HASAKA, Syria — Hasaka is still controlled by the Syrian government, but even from the window of a taxi it’s obvious the people here have not been spared from the country’s civil war.
The lines at bakeries are daylong, and many schools are closed because they’ve become homes for refugees from other parts of the country. The power is out now as often as it is on, and fuel is in ever shorter supply.
Though she is happy to see him, Adam Ebrahem’s mother admonishes him for returning to his family’s home here.
“You shouldn’t stay,” she says. “The PYD will kill you.”
Ebrahem — it’s a pseudonym he uses for security reasons — is a 27-year-old revolutionary. A musician and a student, he was working and studying in Damascus when the rebellion against the government of President Bashar Assad began nearly two years ago. After months of demonstrating in Damascus, he returned to Hasaka to organize demonstrations. Now, as he travels across Hasaka province and in Deir al-Zour province to the south, documenting the situation there, he openly wonders whether he and his fellow revolutionaries have done the right thing.
“What will we tell our children? That we started this revolution and destroyed the country?”
Ebrahem is a Kurd, the ethnic group that dominates Hasaka province and makes up about 10 percent of Syria’s population. The PYD is a Kurdish militia that is allied with the Syrian government; it’s the PYD that more or less controls the neighborhood Ebrahem’s family lives in. It also has clashed with anti-Assad rebels in northern Syria, heightening tensions between Kurds and Arabs.
The first demonstrations, particularly in Damascus, were hopeful ones and deliberate in their displays of unity among the country’s sects and ethnicities. But as the violence grew, it was the Sunni Muslim Arab population that armed itself. Though the narrative that has persisted is that arming the rebellion was the only choice, many peaceful demonstrators like Ebrahem are tepid in their support of that decision, and some oppose it outright.

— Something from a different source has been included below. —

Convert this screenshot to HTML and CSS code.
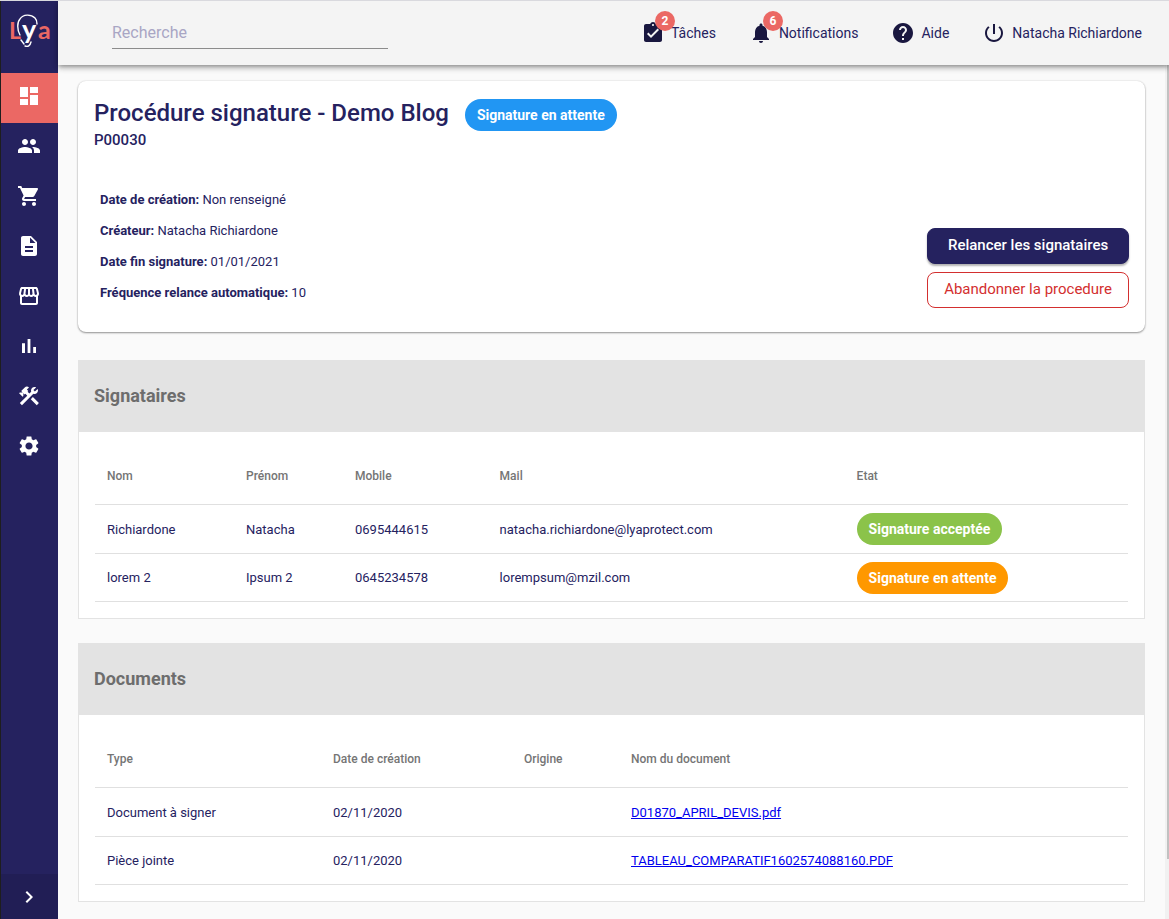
FILE: index.html
```html
<!DOCTYPE html>
<html lang="fr">
<head>
  <meta charset="UTF-8" />
  <meta name="viewport" content="width=device-width, initial-scale=1.0"/>
  <title>Procédure signature - Demo Blog</title>
  <link rel="stylesheet" href="styles.css">
</head>
<body>

  <nav class="sidebar" aria-label="Menu principal">
    <a class="logo" href="#" aria-label="Lya">
      <svg width="44" height="60" viewBox="0 0 44 60">
        <g fill="none" stroke="#fff" stroke-width="1.400" stroke-linecap="round">
          <path d="M11 30C8 25 8 17 11 14C14 9 22 9 26 13C28 15 28 17 28 19"/>
          <path d="M12 35L15 39"/>
          <path d="M16 41C19 42 21 41 22 37"/>
        </g>
        <text class="logo-coral" x="0" y="34" font-size="23">L</text>
        <text class="logo-white" x="13" y="34" font-size="27">y</text>
        <text class="logo-coral" x="29" y="34" font-size="25">a</text>
      </svg>
    </a>
    <a class="nav-item active" href="#" aria-label="Tableau de bord">
      <svg viewBox="0 0 24 24"><path d="M3 13h8V3H3v10zm0 8h8v-6H3v6zm10 0h8V11h-8v10zm0-18v6h8V3h-8z"/></svg>
    </a>
    <a class="nav-item" href="#" aria-label="Clients">
      <svg viewBox="0 0 24 24"><path d="M16 11c1.66 0 2.99-1.34 2.99-3S17.66 5 16 5s-3 1.34-3 3 1.34 3 3 3zm-8 0c1.66 0 2.99-1.34 2.99-3S9.66 5 8 5 5 6.340 5 8s1.340 3 3 3zm0 2c-2.330 0-7 1.170-7 3.500V19h14v-2.500C15 14.170 10.330 13 8 13zm8 0c-.29 0-.62.02-.97.05 1.160.84 1.970 1.970 1.970 3.450V19h6v-2.500c0-2.330-4.670-3.500-7-3.500z"/></svg>
    </a>
    <a class="nav-item" href="#" aria-label="Ventes">
      <svg viewBox="0 0 24 24"><path d="M7 18c-1.100 0-1.990.9-1.990 2S5.900 22 7 22s2-.9 2-2-.9-2-2-2zM1 2v2h2l3.600 7.590-1.350 2.450c-.16.28-.25.61-.25.96 0 1.100.9 2 2 2h12v-2H7.420c-.14 0-.25-.11-.25-.25l.03-.12.9-1.630h7.450c.75 0 1.410-.41 1.750-1.030l3.580-6.490c.08-.14.12-.31.12-.48 0-.55-.45-1-1-1H5.210l-.94-2H1zm16 16c-1.100 0-1.990.9-1.990 2s.89 2 1.990 2 2-.9 2-2-.9-2-2-2z"/></svg>
    </a>
    <a class="nav-item" href="#" aria-label="Documents">
      <svg viewBox="0 0 24 24"><path d="M14 2H6c-1.100 0-1.990.9-1.990 2L4 20c0 1.100.89 2 1.990 2H18c1.100 0 2-.9 2-2V8l-6-6zm2 16H8v-2h8v2zm0-4H8v-2h8v2zm-3-5V3.500L18.500 9H13z"/></svg>
    </a>
    <a class="nav-item" href="#" aria-label="Boutique">
      <svg viewBox="0 0 24 24"><path d="M21.900 8.890l-1.050-4.370c-.22-.9-1-1.520-1.910-1.520H5.050c-.9 0-1.690.63-1.900 1.520L2.100 8.890c-.24 1.020-.02 2.060.62 2.880.08.11.19.19.28.29V19c0 1.100.9 2 2 2h14c1.100 0 2-.9 2-2v-6.940c.09-.09.2-.18.28-.28.64-.82.87-1.870.62-2.890zM18.910 4.990l1.050 4.370c.1.42.01.84-.25 1.170-.14.18-.44.47-.94.47-.61 0-1.140-.49-1.210-1.140L16.980 5l1.930-.01zM13 5h1.960l.54 4.520c.05.39-.07.78-.33 1.070-.22.26-.54.41-.95.41-.67 0-1.220-.59-1.220-1.310V5zM8.490 9.520L9.040 5H11v4.690c0 .72-.55 1.310-1.290 1.310-.34 0-.65-.15-.89-.41-.25-.29-.37-.68-.33-1.070zM4.040 9.360L5.050 5h1.970l-.58 4.860c-.08.65-.6 1.140-1.210 1.140-.49 0-.8-.29-.93-.47-.27-.32-.36-.75-.26-1.170zM5 19v-6.030c.08.01.15.03.23.03.87 0 1.660-.36 2.240-.95.6.6 1.400.95 2.310.95.87 0 1.650-.36 2.230-.93.59.57 1.390.93 2.290.93.84 0 1.640-.35 2.240-.95.58.59 1.370.95 2.240.95.08 0 .15-.02.23-.03V19H5z"/></svg>
    </a>
    <a class="nav-item" href="#" aria-label="Statistiques">
      <svg viewBox="0 0 24 24"><path d="M5 9.200h3V19H5zM10.600 5h2.800v14h-2.800zm5.600 8H19v6h-2.800z"/></svg>
    </a>
    <a class="nav-item" href="#" aria-label="Outils">
      <svg viewBox="0 0 24 24"><path d="M13.783 15.172l2.121-2.121 5.996 5.996-2.121 2.121zM17.500 10c1.930 0 3.500-1.570 3.500-3.500 0-.58-.16-1.120-.41-1.600l-2.700 2.700-1.490-1.490 2.700-2.700c-.48-.25-1.020-.41-1.600-.41C15.570 3 14 4.570 14 6.500c0 .41.08.8.21 1.160l-1.850 1.850-1.780-1.780.71-.71-1.410-1.410L12 3.490c-1.170-1.170-3.070-1.170-4.240 0L4.220 7.030l1.410 1.410H2.810l-.71.71 3.540 3.540.71-.71V9.150l1.410 1.410.71-.71 1.780 1.780-7.410 7.410 2.120 2.120L16.340 9.790c.36.13.75.21 1.160.21z"/></svg>
    </a>
    <a class="nav-item" href="#" aria-label="Paramètres">
      <svg viewBox="0 0 24 24"><path d="M19.140 12.940c.04-.3.06-.61.06-.94 0-.32-.02-.64-.07-.94l2.030-1.580c.18-.14.23-.41.12-.61l-1.920-3.320c-.12-.22-.37-.29-.59-.22l-2.390.96c-.5-.38-1.030-.7-1.620-.94l-.36-2.540c-.04-.24-.24-.41-.48-.41h-3.840c-.24 0-.43.17-.47.41l-.36 2.540c-.59.24-1.130.57-1.620.94l-2.390-.96c-.22-.08-.47 0-.59.22L2.740 8.870c-.12.21-.08.47.12.61l2.030 1.580c-.05.3-.09.63-.09.94s.02.64.07.94l-2.030 1.580c-.18.14-.23.41-.12.61l1.920 3.320c.12.22.37.29.59.22l2.390-.96c.5.38 1.030.7 1.620.94l.36 2.540c.05.24.24.41.48.41h3.840c.24 0 .44-.17.47-.41l.36-2.540c.59-.24 1.130-.56 1.620-.94l2.390.96c.22.08.47 0 .59-.22l1.920-3.320c.12-.22.07-.47-.12-.61l-2.010-1.580zM12 15.600c-1.980 0-3.600-1.620-3.600-3.600s1.620-3.600 3.600-3.600 3.600 1.620 3.600 3.600-1.620 3.600-3.600 3.600z"/></svg>
    </a>
    <button class="sidebar-toggle" type="button" aria-label="Déplier le menu">
      <svg viewBox="0 0 24 24"><path d="M10 6L8.590 7.410 13.170 12l-4.580 4.590L10 18l6-6z"/></svg>
    </button>
  </nav>

  <div class="page">
    <header class="topbar">
      <input class="search" type="text" placeholder="Recherche" aria-label="Recherche">
      <div class="topbar-links">
        <a href="#">
          <svg viewBox="0 0 24 24"><path d="M19 3h-4.180C14.400 1.840 13.300 1 12 1c-1.300 0-2.400.84-2.820 2H5c-1.100 0-2 .9-2 2v14c0 1.100.9 2 2 2h14c1.100 0 2-.9 2-2V5c0-1.100-.9-2-2-2zm-7 0c.55 0 1 .45 1 1s-.45 1-1 1-1-.45-1-1 .45-1 1-1zm-2 14l-4-4 1.410-1.410L10 14.170l6.590-6.590L18 9l-8 8z"/></svg>
          <span class="count">2</span>
          Tâches
        </a>
        <a href="#">
          <svg viewBox="0 0 24 24"><path d="M12 22c1.100 0 2-.9 2-2h-4c0 1.100.89 2 2 2zm6-6v-5c0-3.070-1.640-5.640-4.500-6.320V4c0-.83-.67-1.500-1.500-1.500s-1.500.67-1.500 1.500v.68C7.630 5.360 6 7.920 6 11v5l-2 2v1h16v-1l-2-2z"/></svg>
          <span class="count">6</span>
          Notifications
        </a>
        <a href="#">
          <svg viewBox="0 0 24 24"><path d="M12 2C6.480 2 2 6.480 2 12s4.480 10 10 10 10-4.480 10-10S17.520 2 12 2zm1 17h-2v-2h2v2zm2.070-7.750l-.9.920C13.450 12.900 13 13.500 13 15h-2v-.5c0-1.100.45-2.100 1.170-2.830l1.240-1.260c.37-.36.59-.86.59-1.410 0-1.100-.9-2-2-2s-2 .9-2 2H8c0-2.210 1.790-4 4-4s4 1.790 4 4c0 .88-.36 1.680-.93 2.250z"/></svg>
          Aide
        </a>
        <a href="#">
          <svg viewBox="0 0 24 24"><path d="M13 3h-2v10h2V3zm4.830 2.170l-1.420 1.420C17.990 7.860 19 9.810 19 12c0 3.870-3.130 7-7 7s-7-3.130-7-7c0-2.190 1.010-4.140 2.580-5.420L6.170 5.170C4.230 6.820 3 9.260 3 12c0 4.970 4.030 9 9 9s9-4.030 9-9c0-2.740-1.230-5.180-3.170-6.830z"/></svg>
          Natacha Richiardone
        </a>
      </div>
    </header>

    <div class="viewport">
      <main>
        <section class="card">
          <div class="card-title">
            <h1>Procédure signature - Demo Blog</h1>
            <span class="chip blue">Signature en attente</span>
          </div>
          <p class="reference">P00030</p>
          <div class="card-body">
            <ul class="infos">
              <li><strong>Date de création:</strong> Non renseigné</li>
              <li><strong>Créateur:</strong> Natacha Richiardone</li>
              <li><strong>Date fin signature:</strong> 01/01/2021</li>
              <li><strong>Fréquence relance automatique:</strong> 10</li>
            </ul>
            <div class="actions">
              <button class="btn btn-primary" type="button">Relancer les signataires</button>
              <button class="btn btn-danger" type="button">Abandonner la procedure</button>
            </div>
          </div>
        </section>

        <section class="panel">
          <h2>Signataires</h2>
          <div class="panel-body">
            <table class="signers">
              <thead>
                <tr><th>Nom</th><th>Prénom</th><th>Mobile</th><th>Mail</th><th>Etat</th></tr>
              </thead>
              <tbody>
                <tr>
                  <td>Richiardone</td>
                  <td>Natacha</td>
                  <td>0695444615</td>
                  <td>natacha.richiardone@lyaprotect.com</td>
                  <td><span class="chip green">Signature acceptée</span></td>
                </tr>
                <tr>
                  <td>lorem 2</td>
                  <td>Ipsum 2</td>
                  <td>0645234578</td>
                  <td>lorempsum@mzil.com</td>
                  <td><span class="chip orange">Signature en attente</span></td>
                </tr>
              </tbody>
            </table>
          </div>
        </section>

        <section class="panel">
          <h2>Documents</h2>
          <div class="panel-body">
            <table class="documents">
              <thead>
                <tr><th>Type</th><th>Date de création</th><th>Origine</th><th>Nom du document</th></tr>
              </thead>
              <tbody>
                <tr>
                  <td>Document à signer</td>
                  <td>02/11/2020</td>
                  <td></td>
                  <td><a href="#">D01870_APRIL_DEVIS.pdf</a></td>
                </tr>
                <tr>
                  <td>Pièce jointe</td>
                  <td>02/11/2020</td>
                  <td></td>
                  <td><a href="#">TABLEAU_COMPARATIF1602574088160.PDF</a></td>
                </tr>
              </tbody>
            </table>
          </div>
        </section>
      </main>
      <div class="scroll-track"><div class="scroll-thumb"></div></div>
    </div>
  </div>

</body>
</html>
```
FILE: styles.css
```css
* {
  box-sizing: border-box;
}
body {
  margin: 0;
  min-height: 100vh;
  display: flex;
  border-top: 1px solid #d9d9de;
  background: #fafafa;
  color: #25225f;
  font-family: Roboto, "Liberation Sans", sans-serif;
  font-size: 13px;
}
svg {
  fill: currentColor;
  flex: none;
}

/* Sidebar */
.sidebar {
  display: flex;
  flex-direction: column;
  flex: none;
  width: 58px;
  border-left: 1px solid #1e1e1e;
  background: #25225f;
  color: #fff;
}
.logo {
  height: 72px;
  padding: 4px 0 0 8px;
}
.logo text {
  font-family: Lato, sans-serif;
  font-weight: 700;
}
.logo-coral {
  fill: #eb6864;
}
.logo-white {
  fill: #fff;
}
.nav-item {
  display: flex;
  align-items: center;
  justify-content: center;
  height: 50px;
  padding: 0 1px 4px 0;
  color: #fff;
}
.nav-item.active {
  background: #eb6864;
}
.nav-item svg {
  width: 24px;
  height: 24px;
}
.sidebar-toggle {
  display: flex;
  align-items: center;
  justify-content: center;
  height: 45px;
  margin-top: auto;
  padding: 0 1px 0 0;
  border: none;
  background: #211e55;
  color: #fff;
  cursor: pointer;
}
.sidebar-toggle svg {
  width: 24px;
  height: 24px;
}

/* Top bar */
.page {
  display: flex;
  flex-direction: column;
  flex: 1;
  min-width: 0;
}
.topbar {
  position: relative;
  display: flex;
  align-items: center;
  justify-content: space-between;
  height: 64px;
  padding: 0 27px 0 54px;
  background: #f4f4f4;
  box-shadow: 0 2px 4px -1px rgba(0, 0, 0, 0.3), 0 4px 5px rgba(0, 0, 0, 0.14), 0 1px 8px rgba(0, 0, 0, 0.12);
}
.search {
  width: 276px;
  height: 32px;
  padding: 0;
  border: none;
  border-bottom: 1px solid #8c8c8c;
  background: none;
  color: #25225f;
  font-family: inherit;
  font-size: 16px;
}
.search::placeholder {
  color: #a9a6c4;
}
.topbar-links {
  display: flex;
  gap: 33px;
}
.topbar-links a {
  position: relative;
  display: flex;
  align-items: center;
  gap: 6px;
  color: #25225f;
  font-size: 14px;
  text-decoration: none;
}
.topbar-links svg {
  width: 24px;
  height: 24px;
  color: #19173f;
}
.count {
  position: absolute;
  top: -10px;
  left: 14px;
  width: 20px;
  height: 20px;
  border-radius: 50%;
  background: #eb6864;
  color: #fff;
  font-size: 12px;
  font-weight: 700;
  line-height: 20px;
  text-align: center;
}

/* Content */
.viewport {
  display: flex;
  flex: 1;
}
main {
  flex: 1;
  min-width: 0;
  padding: 16px 20px;
}
.scroll-track {
  width: 4px;
  padding-left: 2px;
  background: #f1f1f1;
}
.scroll-thumb {
  height: 93%;
  background: #c1c1c1;
}
.card {
  margin-bottom: 28px;
  padding: 16px 16px 24px;
  border-radius: 8px;
  background: #fff;
  box-shadow: 0 1px 2px rgba(0, 0, 0, 0.4), 0 0 2px rgba(0, 0, 0, 0.12);
}
.card-title {
  display: flex;
  align-items: flex-start;
  gap: 16px;
}
.card-title .chip {
  margin-top: 2px;
}
h1 {
  margin: 0;
  font-size: 24px;
  font-weight: 500;
  line-height: 32px;
}
.reference {
  margin: 0;
  font-size: 15px;
  font-weight: 500;
  line-height: 18px;
}
.card-body {
  display: flex;
  align-items: flex-end;
  justify-content: space-between;
  margin-top: 35px;
}
.infos {
  margin: 0;
  padding: 0 6px;
  list-style: none;
}
.infos li {
  line-height: 31px;
}
.infos strong {
  font-weight: 700;
}
.actions {
  display: flex;
  flex-direction: column;
  gap: 8px;
}
.btn {
  height: 36px;
  padding: 0 16px 2px;
  border: 1px solid #25225f;
  border-radius: 8px;
  font-family: inherit;
  font-size: 15px;
  font-weight: 500;
  cursor: pointer;
}
.btn-primary {
  background: #25225f;
  color: #fff;
  box-shadow: 0 2px 2px rgba(0, 0, 0, 0.3);
}
.btn-danger {
  border-color: #d32f2f;
  background: #fff;
  color: #d32f2f;
  font-weight: 400;
}
.chip {
  display: inline-block;
  padding: 0 12px;
  border-radius: 16px;
  color: #fff;
  font-size: 14px;
  font-weight: 700;
  line-height: 32px;
  vertical-align: middle;
}
.blue {
  background: #2196f3;
}
.green {
  background: #8bc34a;
}
.orange {
  background: #ff9800;
}

/* Panels */
.panel {
  margin-bottom: 24px;
  border: 1px solid #e3e3e3;
  background: #fff;
}
.panel:last-child {
  margin-bottom: 0;
}
.panel h2 {
  margin: 0;
  padding: 0 15px 2px;
  background: #e3e3e3;
  color: #6d6d6d;
  font-size: 18px;
  font-weight: 700;
  line-height: 69px;
}
.panel-body {
  padding: 16px;
}
table {
  width: 100%;
  table-layout: fixed;
  border-spacing: 0;
}
th, td {
  height: 49px;
  padding: 0 12px;
  border-bottom: 1px solid #e0e0e0;
  text-align: left;
}
th {
  height: 57px;
  color: #757575;
  font-size: 12px;
  font-weight: 500;
}
tr:last-child td {
  height: 48px;
}
thead tr:last-child th {
  height: 57px;
}
td a {
  color: #0000ee;
}
.signers th:nth-child(1) {
  width: 139px;
}
.signers th:nth-child(2) {
  width: 109px;
}
.signers th:nth-child(3) {
  width: 14%;
}
.signers th:nth-child(4) {
  width: 357px;
}
.documents th:nth-child(1) {
  width: 226px;
}
.documents th:nth-child(2) {
  width: 191px;
}
.documents th:nth-child(3) {
  width: 107px;
}
```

Ebrahem’s family is making plans to leave Hasaka. They don’t expect it to remain free of widespread violence for much longer. No one does.
Ebrahem, who openly questions the existence of God, did not help start the rebellion in Hasaka to see it empower conservative Islamist militias, though that is exactly what it has done across the country. He wonders if he should be making plans to leave the country. He alternately expresses respect and amazement for the devout men he meets on the frontlines.
“Islam is the only power in this country capable of challenging Assad,” he confided at one point. “I knew that before.”
Syria’s Kurds have long protested against the Assad government, but most have not supported this rebellion outright, hoping, in vain, that they might be spared the violence that has engulfed other parts of the country. As a Kurd supporting the rebels, Ebrahem is in an increasingly difficult position, one that was evident as he accompanied a reporter to meet with rebel fighters in Hasaka and Deir al-Zour province.
“What do the Kurds want?” he was asked repeatedly. “Are you Kurdish? Are you with the PKK?” — a reference to a Kurdish group that has fought a long guerrilla war in Turkey and is aligned with the PYD.
In short, though he has lived his entire life in Syria, he was considered practically a foreigner to the Arab rebels.
To one inquiry about whether he was Kurdish, Ebrahem simply answered: “I’m Syrian.”